Au préalable, on peut alors penser qu'en réalisant Les geôles du Diable, Charles Band désirait rendre hommage à un genre pratiquement disparu (ou plutôt métamorphosé). En poursuivant dans ce raisonnement, l’on est même en lieu de s’attendre à un film violent et riche en démonstrations saphiques. De plus, comme l’on sait que Charles Band hésite rarement à glisser des séquences bizarres bourrées de symboles sexuels, de l’humour tordu et du fantastique dans ces films, on pourrait même se préparer à visionner un spectacle fauché et débile, certes, mais sacrément jouissif. Au final la déception n’en est donc que plus grande, car Les geôles du Diable n’effraieraient même pas une Girl Scout de la GSUSA.
Le scénario (écrit par Charles Band) récupère la légende – originaire d’Amérique Centrale - des poupées anti-soucis. Placez ces petites statuettes sous votre oreiller et le lendemain matin, à votre réveil, tout votre stress et vos contrariétés auront disparu. Mais pour Eva, cela ne va pas se passer tout à fait comme cela. Les petites poupées – qui lui ont été offertes par sa fille – vont se glisser dans sa tête en passant par son oreille et changer son tempérament. D’une jeune fille un peu timide, elle va se transformer en une furie à l'esprit cynique, dotée d’une force prodigieuse et d’une incroyable résistance à la douleur. Le script ne précise même pas par quel moyen la petit fille à pu se procurer des artefacts vaudous aussi fonctionnels.

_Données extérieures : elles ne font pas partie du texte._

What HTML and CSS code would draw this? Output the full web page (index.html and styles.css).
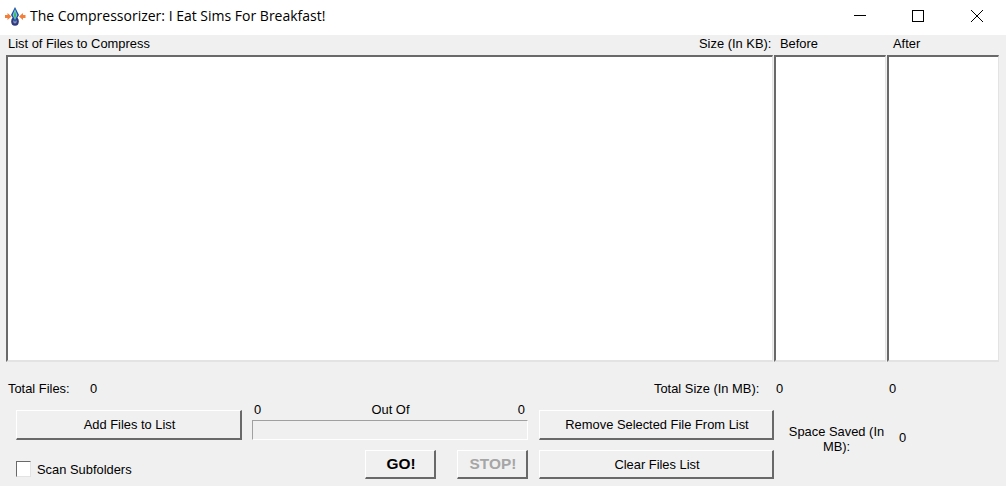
FILE: index.html
```html
<!DOCTYPE html>
<html lang="en">

<head>
    <meta charset="UTF-8">
    <meta name="viewport" content="width=device-width, initial-scale=1.0">
    <title>The Compressorizer</title>
    <link rel="stylesheet" href="styles.css">
</head>

<body>
    <div class="window">
        <!-- title bar -->
        <div class="titlebar">
            <svg class="app-icon" width="21" height="20" viewBox="0 0 21 20">
                <ellipse cx="10" cy="14.5" rx="3.8" ry="4.2" fill="#2f3a80"/>
                <ellipse cx="10" cy="14.5" rx="1.7" ry="2" fill="#8a90b8"/>
                <path d="M10 0 L14 8 L10 15 L6 8 Z" fill="#1b4f9c"/>
                <path d="M10 2 L12.4 8 L10 13 L7.6 8 Z" fill="#7fc4e8"/>
                <path d="M10 4 L11.2 8 L10 12 L8.8 8 Z" fill="#3fb85a"/>
                <path d="M0 8 H2.5 V6 L6.5 9.5 L2.5 13 V11 H0 Z" fill="#f2803a"/>
                <path d="M20.5 8 H18 V6 L14 9.5 L18 13 V11 H20.5 Z" fill="#f2803a"/>
            </svg>
            <span class="title">The Compressorizer: I Eat Sims For Breakfast!</span>
            <div class="win-buttons">
                <svg width="58" height="35" viewBox="0 0 58 35"><path d="M22 15.5 H34" stroke="#000" fill="none"/></svg>
                <svg width="58" height="35" viewBox="0 0 58 35"><rect x="22.5" y="10.5" width="11" height="11" stroke="#000" fill="none"/></svg>
                <svg width="58" height="35" viewBox="0 0 58 35"><path d="M23 10 L35 22 M35 10 L23 22" stroke="#000" fill="none"/></svg>
            </div>
        </div>

        <!-- column labels -->
        <div class="list-labels">
            <span class="label-files">List of Files to Compress</span>
            <span class="label-size">Size (In KB):</span>
            <span class="label-before">Before</span>
            <span class="label-after">After</span>
        </div>

        <!-- list boxes -->
        <div class="lists">
            <div class="listbox listbox-files"></div>
            <div class="listbox listbox-num"></div>
            <div class="listbox listbox-num"></div>
        </div>

        <!-- totals -->
        <div class="totals">
            <span class="total-files-label">Total Files:</span>
            <span class="total-files-value">0</span>
            <span class="total-size-label">Total Size (In MB):</span>
            <span class="total-before">0</span>
            <span class="total-after">0</span>
        </div>

        <!-- controls -->
        <div class="controls">
            <div class="col-left">
                <button class="btn btn-add">Add Files to List</button>
                <label class="scan"><span class="checkbox"></span><span class="scan-text">Scan Subfolders</span></label>
            </div>

            <div class="col-middle">
                <div class="progress-labels">
                    <span>0</span>
                    <span class="out-of">Out Of</span>
                    <span>0</span>
                </div>
                <div class="progress"></div>
                <div class="run-buttons">
                    <button class="btn btn-run btn-go">GO!</button>
                    <button class="btn btn-run btn-stop" disabled>STOP!</button>
                </div>
            </div>

            <div class="col-right">
                <button class="btn btn-remove">Remove Selected File From List</button>
                <button class="btn btn-clear">Clear Files List</button>
            </div>

            <div class="saved">
                <span class="saved-label">Space Saved (In MB):</span>
                <span class="saved-value">0</span>
            </div>
        </div>
    </div>
</body>

</html>
```

FILE: styles.css
```css
* {
    box-sizing: border-box;
}

html,
body {
    margin: 0;
    height: 100%;
}

body {
    font-family: "Liberation Sans", Arial, sans-serif;
    font-size: 12.9px;
    color: #000;
    background-color: #f0f0f0;
    overflow: hidden;
}

.window {
    width: 1006px;
    height: 486px;
}

/* title bar */
.titlebar {
    display: flex;
    align-items: center;
    height: 35px;
    padding-left: 5px;
    background-color: #fff;
}

.app-icon {
    flex: none;
    margin-right: 4px;
    margin-top: -1px;
}

.title {
    font-family: "Open Sans", sans-serif;
    font-size: 14px;
    margin-top: -4px;
}

.win-buttons {
    display: flex;
    margin-left: auto;
}

.win-buttons svg {
    display: block;
    margin-top: -1px;
}

/* labels over the lists */
.list-labels {
    display: flex;
    height: 20px;
    padding-top: 1px;
    padding-left: 8px;
    line-height: 15px;
}

.label-files {
    width: 691px;
}

.label-size {
    width: 81px;
}

.label-before {
    width: 113px;
}

/* lists */
.lists {
    display: flex;
    gap: 1px;
    height: 307px;
    padding-left: 6px;
}

.listbox {
    background-color: #fff;
    border-top: 2px solid #696969;
    border-left: 2px solid #696969;
    border-right: 1px solid #e3e3e3;
    border-bottom: 2px solid #e3e3e3;
}

.listbox-files {
    width: 767px;
}

.listbox-num {
    width: 112px;
}

/* totals */
.totals {
    display: flex;
    height: 40px;
    padding-top: 19px;
    padding-left: 8px;
    line-height: 15px;
}

.total-files-label {
    width: 82px;
}

.total-files-value {
    width: 564px;
}

.total-size-label {
    width: 122px;
}

.total-before {
    width: 113px;
}

/* bottom controls */
.controls {
    display: flex;
    padding-left: 16px;
}

.btn {
    display: block;
    padding: 0 0 0 2px;
    font-family: inherit;
    font-size: inherit;
    color: #000;
    background-color: #f0f0f0;
    border-top: 1px solid #fff;
    border-left: 1px solid #fff;
    border-right: 2px solid #696969;
    border-bottom: 2px solid #696969;
    border-radius: 0;
}

.col-left {
    width: 236px;
    padding-top: 8px;
}

.btn-add {
    width: 226px;
    height: 30px;
}

.scan {
    display: flex;
    align-items: center;
    margin-top: 20px;
}

.checkbox {
    width: 15px;
    height: 16px;
    margin-right: 6px;
    background-color: #fff;
    border-top: 1px solid #696969;
    border-left: 1px solid #696969;
    border-right: 1px solid #e3e3e3;
    border-bottom: 1px solid #e3e3e3;
}

.scan-text {
    margin-top: 2px;
}

.col-middle {
    width: 287px;
}

.progress-labels {
    display: flex;
    justify-content: space-between;
    width: 276px;
    height: 18px;
    padding: 0 3px 0 2px;
    line-height: 15px;
}

.out-of {
    margin-left: 2px;
}

.progress {
    width: 276px;
    height: 20px;
    background-color: #f0f0f0;
    border-top: 1px solid #a0a0a0;
    border-left: 1px solid #a0a0a0;
    border-right: 1px solid #fff;
    border-bottom: 1px solid #fff;
}

.run-buttons {
    display: flex;
    gap: 21px;
    margin-top: 10px;
    padding-left: 113px;
}

.btn-run {
    width: 71px;
    height: 29px;
    font-size: 15.4px;
    font-weight: bold;
}

.btn-stop {
    color: #a6a6a6;
}

.col-right {
    display: flex;
    flex-direction: column;
    gap: 10px;
    width: 249px;
    padding-top: 8px;
}

.btn-remove,
.btn-clear {
    width: 235px;
}

.btn-remove {
    height: 30px;
}

.btn-clear {
    height: 29px;
}

.saved {
    display: flex;
    align-items: center;
    height: 56px;
    padding-top: 17px;
}

.saved-label {
    width: 97px;
    line-height: 15px;
    text-align: center;
}

.saved-value {
    margin-left: 14px;
    margin-bottom: 2px;
}
```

Eva va donc se transformer, psychologiquement, mais aussi physiquement. Elle va commencer à présenter un teint maladif et un disgracieux bouton turgescent va apparaître sur son front. Un bouton qui va grossir, grossir, jusqu'à en exploser. Puis, alors que l’on s’apprête à en voir jaillir, comme dans Aux portes de l'au-delà, une serpentine glande pinéale aux connotations phalliques, voilà que l’on voit percer une ridicule petite tête de squelette aux yeux enflammés et aux maxillaires mécaniques. Adoptant alors un comportement agressif et vulgaire, Eva va alors utiliser ses pouvoirs pour filer la raclée à ses tortionnaires, tout en protégeant une fille introvertie qu'elle a pris en affection.
La réalisation, sans être exceptionnelle, reste correcte. Charles Band est un vieux briscard et il est évident qu'il sait placer sa caméra de manière convenable. Il est de plus bien aidé par un score assez intense de Richard Band. Le problème est qu'à coté de cela l'on doit subir les effets soporifiques d'un rythme victime d'un montage mollasson et d'un script anorexique pratiquement sans surprise (le seul passage vraiment très amusant est celui où l'on découvre la véritable "nature" du gardien pervers). Et si ce n'était que ça! En effet, on est surtout déçu par la relative pudeur affichée par un métrage aux effets gores inexistants et faisant preuve d'une retenue excessive dans les scènes de viol et de tortures - qui s'achèvent systématiquement par de simples cris hors cadre. Quand aux plans de nudité intégrale, on en voit en tout et pour tout qu'un seul - une fugace sortie de douche. Frustrant.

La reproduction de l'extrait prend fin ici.